● **What you are asked to do**
Return each line that holds the word "components".

┌────────

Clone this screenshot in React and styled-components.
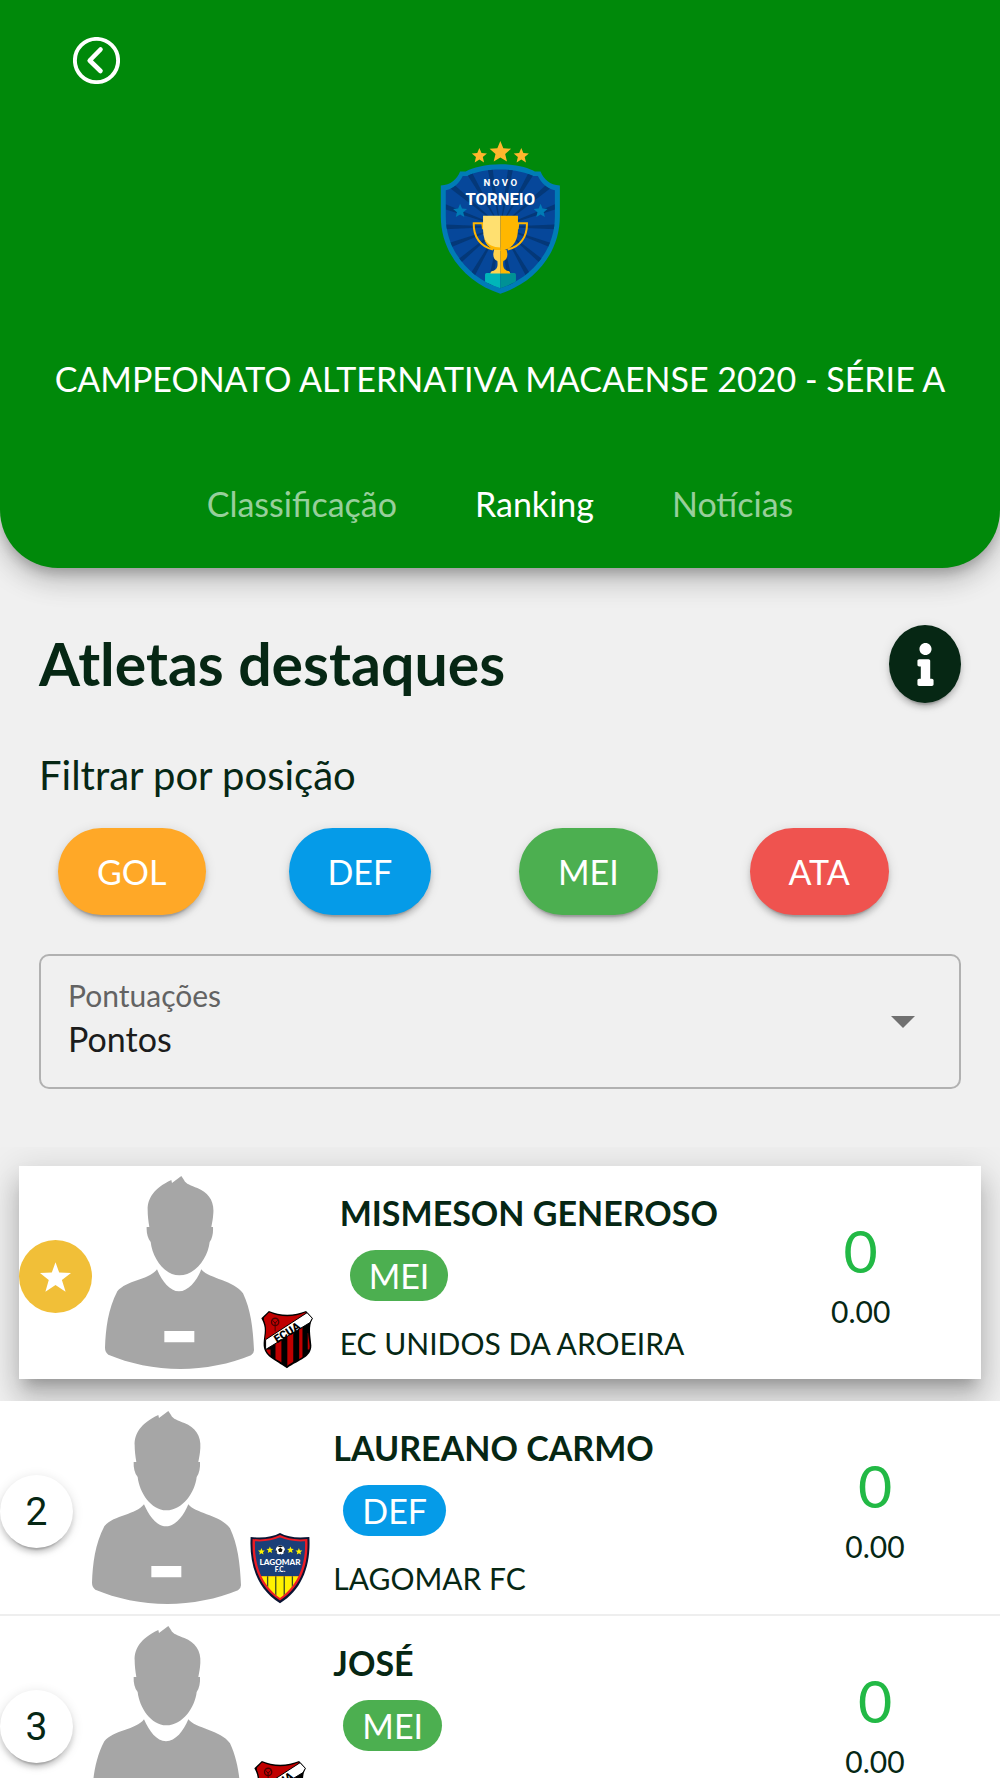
import { useState } from "react";
import styled, { createGlobalStyle } from "styled-components";
import { FaInfo } from "react-icons/fa";

const GlobalStyle = createGlobalStyle`
    * {
        box-sizing: border-box;
    }

    body {
        margin: 0;
        background-color: #f0f0f0;
        color: #062714;
        font-family: Lato, "Open Sans", sans-serif;
        overflow-x: hidden;
    }

    button, select {
        font-family: inherit;
    }
`

const positionColors = {
    GOL: "#ffa827",
    DEF: "#059be8",
    MEI: "#4caf50",
    ATA: "#ef534f",
};

const Header = styled.header`
    display: flex;
    flex-direction: column;
    align-items: center;
    padding: 37px 24px 43px;
    background-color: #00890a;
    color: #fff;
    border-radius: 0 0 58px 58px;
    box-shadow: 0 7px 12px -2px rgba(0, 0, 0, .2), 0 15px 24px rgba(0, 0, 0, .14), 0 2px 44px rgba(0, 0, 0, .12);
`

const BackButton = styled.button`
    align-self: flex-start;
    display: flex;
    margin: 0 0 57px 49px;
    padding: 0;
    border: 0;
    background: none;
    color: inherit;
    cursor: pointer;
`

const Championship = styled.h1`
    margin: 64px 0 83px;
    font-size: 34px;
    line-height: 42px;
    font-weight: normal;
    text-align: center;
`

const Tabs = styled.nav`
    display: flex;
    gap: 78px;
`

const Tab = styled.a`
    font-size: 34px;
    line-height: 42px;
    text-decoration: none;
    color: ${props => props.$active ? "#fff" : "rgba(255, 255, 255, .6)"};
`

const Filters = styled.section`
    padding: 57px 39px 58px;
`

const TitleRow = styled.div`
    display: flex;
    align-items: center;
    justify-content: space-between;
`

const Title = styled.h2`
    margin: 0;
    font-size: 59px;
    line-height: 78px;
`

const InfoButton = styled.button`
    display: flex;
    align-items: center;
    justify-content: center;
    width: 72px;
    height: 78px;
    padding: 0;
    border: 0;
    border-radius: 50%;
    background-color: #062714;
    color: #fff;
    box-shadow: 0 7px 2px -5px rgba(0, 0, 0, .2), 0 5px 5px rgba(0, 0, 0, .14), 0 2px 12px rgba(0, 0, 0, .12);
    cursor: pointer;
`

const Subtitle = styled.h3`
    margin: 48px 0 28px;
    font-size: 40px;
    line-height: 49px;
    font-weight: normal;
`

const Positions = styled.div`
    display: grid;
    grid-template-columns: repeat(4, 1fr);
    justify-items: start;
`

const PositionButton = styled.button`
    height: 87px;
    margin-left: 19px;
    padding: 0 39px;
    border: 0;
    border-radius: 44px;
    background-color: ${props => positionColors[props.$position]};
    color: #fff;
    font-size: 34px;
    box-shadow: 0 7px 2px -5px rgba(0, 0, 0, .2), 0 5px 5px rgba(0, 0, 0, .14), 0 2px 12px rgba(0, 0, 0, .12);
    cursor: pointer;
`

const SelectBox = styled.div`
    display: grid;
    grid-template-columns: 1fr auto;
    align-items: center;
    height: 135px;
    margin-top: 39px;
    padding: 0 44px 0 27px;
    border: 2px solid #b1b1b1;
    border-radius: 10px;
`

const SelectField = styled.div`
    padding-bottom: 2px;
`

const SelectLabel = styled.label`
    display: block;
    color: #636363;
    font-size: 30px;
    line-height: 36px;
`

const Select = styled.select`
    width: 100%;
    height: 52px;
    padding: 0;
    border: 0;
    outline: 0;
    appearance: none;
    background: none;
    color: #1c1c1c;
    font-size: 34px;
`

const Ranking = styled.ol`
    margin: 0;
    padding: 19px 0 0;
    list-style: none;
    overflow: hidden;
`

const Row = styled.li`
    display: grid;
    grid-template-columns: 4fr 5fr 3fr;
    margin: ${props => props.$first ? "0 19px 22px" : "0"};
    background-color: #fff;
    border-bottom: ${props => props.$first ? "0" : "2px solid #eee"};
    box-shadow: ${props => props.$first
        ? "0 12px 12px -7px rgba(0, 0, 0, .2), 0 20px 24px 2px rgba(0, 0, 0, .14), 0 7px 34px 5px rgba(0, 0, 0, .12)"
        : "none"};
    position: relative;
    z-index: ${props => props.$first ? 0 : 1};
`

const Player = styled.div`
    display: grid;
    grid-template-columns: minmax(0, 1fr) auto minmax(0, 1fr);
    align-items: center;
    padding: 10px 0;
`

const Rank = styled.span`
    display: flex;
    align-items: center;
    justify-content: center;
    width: 73px;
    height: 73px;
    margin-top: 8px;
    border-radius: 50%;
    background-color: ${props => props.$first ? "#f1bf38" : "#fff"};
    box-shadow: ${props => props.$first
        ? "none"
        : "0 7px 2px -5px rgba(0, 0, 0, .2), 0 5px 5px rgba(0, 0, 0, .14), 0 2px 12px rgba(0, 0, 0, .12)"};
    font-family: Roboto, sans-serif;
    font-size: 39px;
`

const Crest = styled.div`
    display: flex;
    justify-content: center;
    justify-self: end;
    align-self: end;
    width: 60px;
    margin-right: 23px;
`

const Info = styled.div`
    display: flex;
    flex-direction: column;
    align-items: flex-start;
    padding-top: 26px;
`

const Name = styled.strong`
    font-size: 34px;
    line-height: 42px;
`

const Chip = styled.span`
    height: 51px;
    margin: 16px 0 24px 10px;
    padding: 0 19px;
    border-radius: 29px;
    background-color: ${props => positionColors[props.$position]};
    color: #fff;
    font-size: 34px;
    line-height: 51px;
`

const Club = styled.span`
    font-size: 30px;
    line-height: 36px;
`

const Points = styled.div`
    display: flex;
    flex-direction: column;
    align-items: center;
    padding-top: 49px;
`

const Total = styled.span`
    color: #22b945;
    font-size: 59px;
    line-height: 71px;
`

const Average = styled.span`
    margin-top: 7px;
    font-size: 30px;
    line-height: 37px;
`

const starPoints = (cx, cy, r) =>
    Array.from({ length: 10 }, (_, i) => {
        const radius = i % 2 ? r * 0.45 : r;
        const angle = (Math.PI / 5) * i - Math.PI / 2;
        return `${cx + radius * Math.cos(angle)},${cy + radius * Math.sin(angle)}`;
    }).join(" ");

const BackIcon = () => (
    <svg width="47" height="47" viewBox="0 0 47 47" fill="none" stroke="currentColor">
        <circle cx="23.5" cy="23.5" r="21.6" strokeWidth="3.9" />
        <path d="M27.5 12.5 16.7 23.5 27.5 34" strokeWidth="4.6" strokeLinecap="round" strokeLinejoin="round" />
    </svg>
);

const shield = "M241 102C285 102 325 112 345 124H362C372 148 390 165 420 166V258C420 372 340 460 241 491C142 460 62 372 62 258V166C92 165 110 148 120 124H137C157 112 197 102 241 102Z";
const shieldInner = "M241 118C282 118 318 126 340 137H354C364 158 382 176 405 180V258C405 362 334 444 241 475C148 444 77 362 77 258V180C100 176 118 158 128 137H142C164 126 200 118 241 118Z";

const TournamentLogo = () => (
    <svg width="120" height="153" viewBox="60 32 360 460" role="img" aria-label="Novo Torneio">
        <defs>
            <clipPath id="shieldInner">
                <path d={shieldInner} />
            </clipPath>
        </defs>
        <polygon points={starPoints(178, 77, 24)} fill="#ffb62d" />
        <polygon points={starPoints(241, 66, 34)} fill="#ffb62d" />
        <polygon points={starPoints(304, 77, 24)} fill="#ffb62d" />
        <path d={shield} fill="#007cb6" />
        <path d={shieldInner} fill="#06479a" />
        <g clipPath="url(#shieldInner)" fill="#043878">
            {Array.from({ length: 18 }, (_, i) => (
                <polygon key={i} points="241,290 230,30 252,30" transform={`rotate(${i * 20 + 10} 241 290)`} />
            ))}
            <path d="M195 434Q195 429 200 429H241V491L195 470Z" fill="#00b5b9" />
            <path d="M241 429H283Q288 429 288 434V470L241 491Z" fill="#009195" />
        </g>
        <polygon points={starPoints(120, 243, 22)} fill="#007cb6" />
        <polygon points={starPoints(362, 243, 22)} fill="#007cb6" />
        <g fill="none" stroke="#ffb700" strokeWidth="6">
            <path d="M192 279H161C160 320 181 350 219 358" />
            <path d="M290 279H321C322 320 301 350 263 358" />
        </g>
        <path d="M184 279H192V297H186ZM290 279H298L296 297H290Z" fill="#ffb700" />
        <path d="M189 257H241V362C213 361 189 340 189 298Z" fill="#ffe070" />
        <path d="M241 257H294V298C294 340 268 362 241 362Z" fill="#ffb700" />
        <path d="M192 324C204 346 220 352 241 352V362C214 362 197 346 192 324Z" fill="#ffb700" />
        <path d="M222 360H241V430H211Q211 424 217 423C232 419 234 408 232 393C222 390 219 380 220 370Z" fill="#ffd34d" />
        <path d="M241 360H260L262 370C263 380 260 390 250 393C248 408 250 419 265 423Q271 424 271 430H241Z" fill="#ffb700" />
        <text x="241" y="168" fill="#fff" fontFamily="Roboto, sans-serif" fontSize="29" fontWeight="700" textAnchor="middle">N O V O</text>
        <text x="241" y="224" fill="#fff" fontFamily="Roboto, sans-serif" fontSize="50" fontWeight="700" textAnchor="middle">TORNEIO</text>
    </svg>
);

const Silhouette = () => (
    <svg width="149" height="193" viewBox="313 81 447 579" fill="#a6a6a6">
        <path d="M441 184C440 150 458 118 512 93L514 102L542 81L550 93C555 105 572 110 590 117C622 130 641 155 638 192C637 210 634 222 632 234H637C638 252 635 268 627 279C622 325 585 379 536 379C490 379 455 325 450 279C441 268 437 252 438 234H446C443 216 441 200 441 184Z" />
        <path fillRule="evenodd" d="M469 361C484 396 507 427 535 427C563 427 588 396 602 361C622 388 700 394 727 433C750 482 757 535 760 604Q760 613 751 619C690 645 610 660 540 660C462 660 385 643 323 617Q313 609 313 596C315 540 322 480 350 427C378 393 445 393 469 361ZM491 546V580H581V546Z" />
    </svg>
);

const EcuaCrest = () => (
    <svg width="52" height="59" viewBox="783 481 158 177" role="img" aria-label="EC Unidos da Aroeira">
        <defs>
            <clipPath id="ecuaField">
                <path d="M808 487C840 503 885 503 918 487L935 508C918 540 930 565 931 590C930 625 895 625 862 650C832 626 794 622 795 580C797 550 804 535 790 506Z" />
            </clipPath>
        </defs>
        <path d="M807 483C840 498 885 498 920 483L940 506C926 530 934 560 936 588C936 625 900 630 862 657C826 630 789 622 791 580C793 550 801 535 784 505Z" fill="#000" />
        <g clipPath="url(#ecuaField)">
            <path d="M790 480H935L795 580Z" fill="#c00000" />
            <path d="M797 600H812V640H797ZM827 570H845V645H827ZM863 550H881V655H863ZM899 530H909V640H899ZM925 550H935V600H925Z" fill="#c00000" />
        </g>
        <path d="M808 492C840 506 885 506 915 490L797 565C799 545 803 525 792 506Z" fill="#c00000" />
        <circle cx="826" cy="516" r="11" fill="none" stroke="#4a0000" strokeWidth="4" />
        <path d="M818 511 826 520 834 511M826 516V545" fill="none" stroke="#4a0000" strokeWidth="3" />
        <path d="M797 570 923 488 939 505 932 518 797 600Z" fill="#fff" stroke="#000" strokeWidth="3" />
        <text x="862" y="560" fill="#000" fontFamily="Roboto, sans-serif" fontSize="34" fontWeight="900" textAnchor="middle" transform="rotate(-32 862 548)">ECUA</text>
    </svg>
);

const LagomarCrest = () => (
    <svg width="60" height="72" viewBox="745 424 184 218" role="img" aria-label="Lagomar FC">
        <defs>
            <clipPath id="lagomarField">
                <path d="M760 451C790 453 815 448 837 439C859 448 884 453 914 451C916 520 895 585 837 625C779 585 758 520 760 451Z" />
            </clipPath>
        </defs>
        <path d="M747 438C785 442 815 438 837 426C859 438 889 442 927 438C932 525 905 600 837 641C769 600 742 525 747 438Z" fill="#0a1433" />
        <path d="M753 444C788 448 815 443 837 432C859 443 886 448 921 444C925 525 900 592 837 633C774 592 749 525 753 444Z" fill="#ee1c25" />
        <g clipPath="url(#lagomarField)">
            <path d="M750 430H925V558H750Z" fill="#1b3f78" />
            <path d="M750 558H925V635H750Z" fill="#fff100" />
            <path d="M799 558V610M824 558V635M850 558V635M875 558V610" stroke="#3c4a23" strokeWidth="4" />
        </g>
        <polygon points={starPoints(780, 483, 11)} fill="#fff100" />
        <polygon points={starPoints(806, 478, 11)} fill="#fff100" />
        <polygon points={starPoints(869, 478, 11)} fill="#fff100" />
        <polygon points={starPoints(895, 483, 11)} fill="#fff100" />
        <circle cx="838" cy="478" r="14" fill="#fff" />
        <path d="M838 471 845 476 842 484H834L831 476ZM829 467 838 464 847 467 838 469ZM825 477 829 487 824 484ZM851 477 847 487 852 484ZM834 492 838 489 842 492Z" fill="#111" />
        <text x="837" y="523" fill="#fff" fontFamily="Lato, sans-serif" fontSize="25" fontWeight="900" textAnchor="middle">LAGOMAR</text>
        <text x="837" y="546" fill="#fff" fontFamily="Lato, sans-serif" fontSize="20" fontWeight="900" textAnchor="middle">F.C.</text>
    </svg>
);

const StarIcon = () => (
    <svg width="31" height="30" viewBox="121 333 92 88" fill="#fff">
        <path d="M167 333 178 364 213 365 186 386 197 421 167 401 137 421 147 386 121 365 156 364Z" />
    </svg>
);

const players = [
    { name: "MISMESON GENEROSO", position: "MEI", club: "EC UNIDOS DA AROEIRA", crest: EcuaCrest, points: 0, average: "0.00" },
    { name: "LAUREANO CARMO", position: "DEF", club: "LAGOMAR FC", crest: LagomarCrest, points: 0, average: "0.00" },
    { name: "JOSÉ", position: "MEI", club: "EC UNIDOS DA AROEIRA", crest: EcuaCrest, points: 0, average: "0.00" },
];

const PlayerRow = ({ rank, player }) => {
    const ClubCrest = player.crest;
    const first = rank === 1;

    return (
        <Row $first={first}>
            <Player>
                <Rank $first={first}>{first ? <StarIcon /> : rank}</Rank>
                <Silhouette />
                <Crest>
                    <ClubCrest />
                </Crest>
            </Player>
            <Info>
                <Name>{player.name}</Name>
                <Chip $position={player.position}>{player.position}</Chip>
                <Club>{player.club}</Club>
            </Info>
            <Points>
                <Total>{player.points}</Total>
                <Average>{player.average}</Average>
            </Points>
        </Row>
    );
}

const App = () => {
    const [score, setScore] = useState("pontos");

    return (
        <>
            <GlobalStyle />
            <Header>
                <BackButton aria-label="Voltar">
                    <BackIcon />
                </BackButton>
                <TournamentLogo />
                <Championship>CAMPEONATO ALTERNATIVA MACAENSE 2020 - SÉRIE A</Championship>
                <Tabs>
                    <Tab href="#classificacao">Classificação</Tab>
                    <Tab href="#ranking" $active>Ranking</Tab>
                    <Tab href="#noticias">Notícias</Tab>
                </Tabs>
            </Header>
            <main>
                <Filters>
                    <TitleRow>
                        <Title>Atletas destaques</Title>
                        <InfoButton aria-label="Informações">
                            <FaInfo size={43} />
                        </InfoButton>
                    </TitleRow>
                    <Subtitle>Filtrar por posição</Subtitle>
                    <Positions>
                        {Object.keys(positionColors).map(position => (
                            <PositionButton key={position} $position={position}>{position}</PositionButton>
                        ))}
                    </Positions>
                    <SelectBox>
                        <SelectField>
                            <SelectLabel htmlFor="score">Pontuações</SelectLabel>
                            <Select id="score" value={score} onChange={e => setScore(e.target.value)}>
                                <option value="pontos">Pontos</option>
                            </Select>
                        </SelectField>
                        <svg width="24" height="12" viewBox="0 0 24 12" fill="#707070">
                            <path d="M0 0H24L12 12Z" />
                        </svg>
                    </SelectBox>
                </Filters>
                <Ranking>
                    {players.map((player, i) => (
                        <PlayerRow key={player.name} rank={i + 1} player={player} />
                    ))}
                </Ranking>
            </main>
        </>
    );
}

export default App;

└────────

● **Written solution**
Clone this screenshot in React and styled-components.
import styled, { createGlobalStyle } from "styled-components";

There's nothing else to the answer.